The advantage is that MCM-style chiplet/interposer packaging actually makes data movement much more expensive, because you have to run a more powerful interconnect, where this isn't moving anything "off-chip", so you avoid a lot of that power cost. There are other technologies like EMIB and copper-copper bonding that potentially can lessen those costs for chiplets of course.

What Intel is looking at doing with "tiles" in their future architectures with chiplets connected by EMIB at the edges (especially if they use copper-copper bonding) is sort of a half-step in engineering terms here but I think there are still engineering benefits (and downsides of course) to doing it as a single wafer rather than hopping through the bridge even with a really good copper-copper bond. Actual full-on MCM/interposer packaging is a step worse than cu-cu bonding and requires more energy but even cu-cu bonding is not perfect and thus not as good as just "on-chip" routing. So WSI is designed to get everything "on-chip" but without the yield problems of just a single giant chip.

Brian_K_White · on April 8, 2022

"there's nothing about "changes in the way the chips are designed that makes them more resilient to defects"

Of course there is. Scarequotes invalid.

Ever since the first first pal/gal/cpld/fpga-like device, the essence of malleable silicon has existed, and has been incorporated into things more and more over time.

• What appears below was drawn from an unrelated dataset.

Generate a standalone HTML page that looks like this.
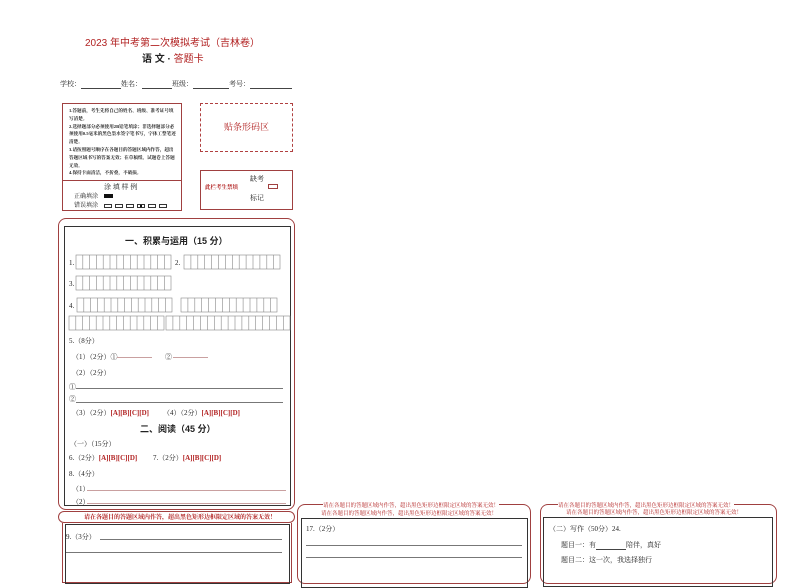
<!DOCTYPE html>
<html><head><meta charset="utf-8">
<style>
*{margin:0;padding:0;box-sizing:border-box}
body{width:794px;height:562px;background:#fff;position:relative;overflow:hidden;font-family:"Liberation Serif","Noto Serif CJK SC","Noto Sans CJK SC",serif;color:#222}
.a{position:absolute;white-space:nowrap}
.s{font-size:7px}
.r{color:#b22222}
.ul{display:inline-block;border-bottom:1px solid #444;vertical-align:bottom}
.rl{position:absolute;border-bottom:1px solid #c9a0a0}
.bl{position:absolute;border-bottom:1px solid #777}
.eb{display:inline-block;width:8px;height:4px;border:1px solid #333;margin-right:3px;vertical-align:middle}
</style></head><body>
<div class="a r" style="left:85px;top:34px;font-size:10px;font-family:'Liberation Sans','Noto Sans CJK SC',sans-serif">2023 年中考第二次模拟考试（吉林卷）</div>
<div class="a" style="left:142px;top:50px;font-size:10px;font-weight:bold;font-family:'Liberation Sans','Noto Sans CJK SC',sans-serif">语 文 · <span class="r" style="font-weight:normal">答题卡</span></div>
<div class="a" style="left:60px;top:79px;font-size:7px">学校：<span class="ul" style="width:40px"></span>姓名：<span class="ul" style="width:30px"></span>班级：<span class="ul" style="width:36px"></span>考号：<span class="ul" style="width:42px"></span></div>

<div class="a" style="left:62px;top:103px;width:120px;height:108px;border:1px solid #a04040"></div>
<div class="a" style="left:62px;top:180px;width:120px;height:1px;background:#a04040"></div>
<div class="a" style="left:69px;top:107px;font-size:4.6px;line-height:7.8px;white-space:normal;width:108px;font-weight:bold">1.答题前，考生先将自己的姓名、班级、准考证号填写清楚。<br>2.选择题部分必须使用2B铅笔填涂；非选择题部分必须使用0.5毫米的黑色墨水签字笔书写，字体工整笔迹清楚。<br>3.请按照题号顺序在各题目的答题区域内作答，超出答题区域书写的答案无效；在草稿纸、试题卷上答题无效。<br>4.保持卡面清洁，不折叠，不破损。</div>
<div class="a" style="left:104px;top:182px;font-size:7px">涂 填 样 例</div>
<div class="a" style="left:74px;top:191px;font-size:6px">正确填涂 <span style="display:inline-block;width:9px;height:4px;background:#111;margin-left:4px"></span></div>
<div class="a" style="left:74px;top:200px;font-size:6px">错误填涂 <span style="margin-left:4px"></span><span class="eb"></span><span class="eb"></span><span class="eb"></span><span class="eb" style="background:linear-gradient(90deg,#fff 30%,#111 30%,#111 70%,#fff 70%)"></span><span class="eb"></span><span class="eb"></span></div>

<div class="a" style="left:200px;top:103px;width:93px;height:49px;border:1px dashed #b04040"></div>
<div class="a r" style="left:224px;top:120px;font-size:9px">贴条形码区</div>
<div class="a" style="left:200px;top:170px;width:93px;height:40px;border:1px solid #a04040"></div>
<div class="a" style="left:250px;top:174px;font-size:7px">缺考</div>
<div class="a r" style="left:205px;top:183px;font-size:5.5px;font-weight:bold">此栏考生禁填</div>
<div class="a" style="left:268px;top:184px;width:10px;height:5px;border:1px solid #a04040"></div>
<div class="a" style="left:250px;top:193px;font-size:7px">标记</div>

<div class="a" style="left:58px;top:218px;width:237px;height:292px;border:1px solid #a04040;border-radius:8px"></div>
<div class="a" style="left:64px;top:226px;width:227px;height:280px;border:1px solid #333"></div>
<div class="a" style="left:125px;top:234px;font-size:9px;font-weight:bold;font-family:'Liberation Sans','Noto Sans CJK SC',sans-serif">一、积累与运用（15 分）</div>

<svg class="a" style="left:0;top:0" width="794" height="562">
<g stroke="#888" stroke-width="0.6" fill="none">
<rect x="76" y="255" width="95" height="14"/><path d="M82.8 255v14M89.6 255v14M96.4 255v14M103.2 255v14M110 255v14M116.8 255v14M123.6 255v14M130.4 255v14M137.2 255v14M144 255v14M150.8 255v14M157.6 255v14M164.4 255v14"/>
<rect x="184" y="255" width="96" height="14"/><path d="M190.9 255v14M197.8 255v14M204.7 255v14M211.6 255v14M218.5 255v14M225.4 255v14M232.3 255v14M239.2 255v14M246.1 255v14M253 255v14M259.9 255v14M266.8 255v14M273.7 255v14"/>
<rect x="76" y="276" width="95" height="14"/><path d="M82.8 276v14M89.6 276v14M96.4 276v14M103.2 276v14M110 276v14M116.8 276v14M123.6 276v14M130.4 276v14M137.2 276v14M144 276v14M150.8 276v14M157.6 276v14M164.4 276v14"/>
<rect x="77" y="298" width="95" height="14"/><path d="M83.8 298v14M90.6 298v14M97.4 298v14M104.2 298v14M111 298v14M117.8 298v14M124.6 298v14M131.4 298v14M138.2 298v14M145 298v14M151.8 298v14M158.6 298v14M165.4 298v14"/>
<rect x="181" y="298" width="96" height="14"/><path d="M187.9 298v14M194.8 298v14M201.7 298v14M208.6 298v14M215.5 298v14M222.4 298v14M229.3 298v14M236.2 298v14M243.1 298v14M250 298v14M256.9 298v14M263.8 298v14M270.7 298v14"/>
<rect x="69" y="316" width="95" height="14"/><path d="M75.8 316v14M82.6 316v14M89.4 316v14M96.2 316v14M103 316v14M109.8 316v14M116.6 316v14M123.4 316v14M130.2 316v14M137 316v14M143.8 316v14M150.6 316v14M157.4 316v14"/>
<rect x="166" y="316" width="124" height="14"/><path d="M172.9 316v14M179.8 316v14M186.7 316v14M193.6 316v14M200.5 316v14M207.4 316v14M214.3 316v14M221.2 316v14M228.1 316v14M235 316v14M241.9 316v14M248.8 316v14M255.7 316v14M262.6 316v14M269.5 316v14M276.4 316v14M283.3 316v14"/>
</g></svg>
<div class="a s" style="left:69px;top:259px">1.</div>
<div class="a s" style="left:175px;top:259px">2.</div>
<div class="a s" style="left:69px;top:280px">3.</div>
<div class="a s" style="left:69px;top:302px">4.</div>

<div class="a s" style="left:69px;top:336px">5.（8分）</div>
<div class="a s" style="left:72px;top:352px">（1）（2分）①</div>
<div class="rl" style="left:117px;top:357px;width:35px"></div>
<div class="a s" style="left:165px;top:352px">②</div>
<div class="rl" style="left:173px;top:357px;width:35px"></div>
<div class="a s" style="left:72px;top:368px">（2）（2分）</div>
<div class="a s" style="left:69px;top:382px">①</div>
<div class="bl" style="left:76px;top:388px;width:207px"></div>
<div class="a s" style="left:69px;top:394px">②</div>
<div class="bl" style="left:76px;top:402px;width:207px"></div>
<div class="a s" style="left:72px;top:408px">（3）（2分）<span class="r" style="font-weight:bold">[A][B][C][D]</span>&nbsp;&nbsp;&nbsp;&nbsp;&nbsp;&nbsp;&nbsp;&nbsp;（4）（2分）<span class="r" style="font-weight:bold">[A][B][C][D]</span></div>
<div class="a" style="left:140px;top:422px;font-size:9px;font-weight:bold;font-family:'Liberation Sans','Noto Sans CJK SC',sans-serif">二、阅读（45 分）</div>
<div class="a s" style="left:70px;top:439px">（一）（15分）</div>
<div class="a s" style="left:69px;top:453px">6.（2分）<span class="r" style="font-weight:bold">[A][B][C][D]</span>&nbsp;&nbsp;&nbsp;&nbsp;&nbsp;&nbsp;&nbsp;&nbsp;&nbsp;7.（2分）<span class="r" style="font-weight:bold">[A][B][C][D]</span></div>
<div class="a s" style="left:69px;top:469px">8.（4分）</div>
<div class="a s" style="left:72px;top:484px">（1）</div>
<div class="rl" style="left:87px;top:490px;width:199px"></div>
<div class="a s" style="left:72px;top:497px">（2）</div>
<div class="rl" style="left:87px;top:503px;width:199px"></div>

<div class="a" style="left:58px;top:511px;width:237px;height:12px;border:1px solid #a04040;border-radius:6px"></div>
<div class="a r" style="left:84px;top:512px;font-size:6px;font-weight:bold">请在各题目的答题区域内作答，超出黑色矩形边框限定区域的答案无效！</div>
<div class="a" style="left:62px;top:523px;width:230px;height:60px;border:1px solid #a04040;border-top:none"></div>
<div class="a" style="left:65px;top:524px;width:225px;height:60px;border:1px solid #333"></div>
<div class="a s" style="left:66px;top:532px">9.（3分）</div>
<div class="bl" style="left:100px;top:539px;width:182px"></div>
<div class="bl" style="left:66px;top:552px;width:216px"></div>

<div class="a" style="left:297px;top:504px;width:234px;height:80px;border:1px solid #a04040;border-radius:8px"></div>
<div class="a r" style="left:323px;top:501px;font-size:5.5px;background:#fff">请在各题目的答题区域内作答，超出黑色矩形边框限定区域的答案无效！</div>
<div class="a r" style="left:321px;top:509px;font-size:5.5px">请在各题目的答题区域内作答，超出黑色矩形边框限定区域的答案无效！</div>
<div class="a" style="left:301px;top:518px;width:227px;height:70px;border:1px solid #333"></div>
<div class="a s" style="left:306px;top:524px">17.（2分）</div>
<div class="bl" style="left:306px;top:545px;width:216px"></div>
<div class="bl" style="left:306px;top:557px;width:216px"></div>

<div class="a" style="left:540px;top:504px;width:237px;height:80px;border:1px solid #a04040;border-radius:8px"></div>
<div class="a r" style="left:558px;top:501px;font-size:5.5px;background:#fff">请在各题目的答题区域内作答，超出黑色矩形边框限定区域的答案无效！</div>
<div class="a r" style="left:566px;top:508px;font-size:5.5px">请在各题目的答题区域内作答，超出黑色矩形边框限定区域的答案无效！</div>
<div class="a" style="left:543px;top:517px;width:230px;height:70px;border:1px solid #333"></div>
<div class="a s" style="left:549px;top:524px">（二）写作（50分）24.</div>
<div class="a s" style="left:561px;top:540px">题目一：有<span class="ul" style="width:30px"></span>陪伴，真好</div>
<div class="a s" style="left:561px;top:555px">题目二：这一次，我选择独行</div>
</body></html>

It's 40 year old stuff by now.

AceJohnny2 · on April 4, 2022

I'll add that many DRAM chips already do something like this, but ironically enough the re-routing mechanism adds complexity which is itself a source of problems, (be it manufacturing or design, such as broken timing promises)

Also, NAND Flash storage (SSD) is designed around the very concept of re-routing around bad blocks, because the very technology means they have a wear-life.

Dylan16807 · on April 4, 2022

> I'll add that many DRAM chips already do something like this, but ironically enough the re-routing mechanism adds complexity which is itself a source of problems, (be it manufacturing or design, such as broken timing promises)

The best-performing solution there is probably software. Tell the OS about bad blocks and keep the hardware simple.

nine_k · on April 4, 2022

I think this is already implemented both in Linux and in Windows; you can tell the OS which RAM ranges are defective.

Doing this from the chip side is not there yet, apparently. I wonder when will this be included in the DRAM feature list, if ever. I suspect that detecting defects from the RAM side is not trivial.

Dylan16807 · on April 4, 2022

> I suspect that detecting defects from the RAM side is not trivial.

Factory testing or a basic self-test mode could easily find any parts that are flat-out broken. And as internal ECC rolls out as a standard feature, that could help find weaker rows over time.

CamouflagedKiwi · on April 5, 2022

Yep, my last PC developed a defect in one of the RAM modules. Finding it using memtest86 was trivial; easier than figuring out exactly how to tell Windows what to do about it...

Of course it did take a little bit of a hunch to go from "the game I'm playing crashes at this point" to "maybe my RAM is defective". I suppose ECC would help spot this.

EricE · on April 6, 2022

Spot and correct it too :)

candiddevmike · on April 4, 2022

Wikipedia link on microlithography if you want a rabbit hole about wafer making:

https://wikipedia.org/wiki/Microlithography

Being able to print something in nanometers is an overlooked technical achievement for human manufacturing.

adhesive_wombat · on April 4, 2022

If that rabbit hole appeals, the ITRS reports (now called IRDS[2]) are very good mid-level, year-by-year summary of the state of the art in chipmaking, including upcoming challenges and future directions.

> Being able to print something in nanometers is an overlooked technical achievement for human manufacturing.

IMO, a semiconductor fab probably is the highest human achievement in terms of process engineering. Not only do you "print" nanometric devices, you do it continuously, in a multi-month pipelined system and sell the results for as little as under a penny (micros, and even the biggest baddest CPUs are "only" a thousand pounds, far less than any other item with literally a billion functional designed features on it).

[1]: https://en.wikipedia.org/wiki/International_Technology_Roadm...

[2]: https://en.wikipedia.org/wiki/International_Roadmap_for_Devi...

RugnirViking · on April 5, 2022

is it the same reports accessed by the process in https://irds.ieee.org/home/how-to-download-irds ?

adhesive_wombat · on April 5, 2022

For IRDS, yes.

hadlock · on April 14, 2022

This is briefly touched upon in Neal Stephenson's "Seveneves", after The Cataclysm happens humanity regrows most technology, but for the most part ICs are limited to 8086-level devices as even thousands of years later they are unable to reach the level of semiconductor technology before it. The amount of technology and power in something as small as a cell phone or lowly raspberry pi is nothing short of a marvel, particularly at their price points.

dylan42 · on April 4, 2022

> change in the way chips are designed can make them resilient to defects

This is already happening for almost all modern chips manufactured in the last 10+ years. DRAM chips have extra rows/cols. Even Intel CPUs have redundant cache lines, internal bus lines and other redundant critical parts, which are burned-in during initial chip testing.

zitterbewegung · on April 4, 2022

The Cerebras WFE is design has on each wafer to disable / efuse a portion of itself to account for defects. This is what you can do if your control the wafer.

ip26 · on April 4, 2022

The other one big obstacle is chips are square while wafers are round.

paulmd · on April 4, 2022

it depends on the exact shape of your mask of course, but typically losses around the edges are in the 2-3% range.

It's not really possible to fix this either since wafers need to be round for various manufacturing processes (spinning the wafer for coating or washing stages) and round obviously isn't a dense packing of the mask itself. It just kinda is how it is, square mask and round wafer means you lose a bit off the edges, fact of life.

ip26 · on April 5, 2022

The interesting part is loss scales with the die size.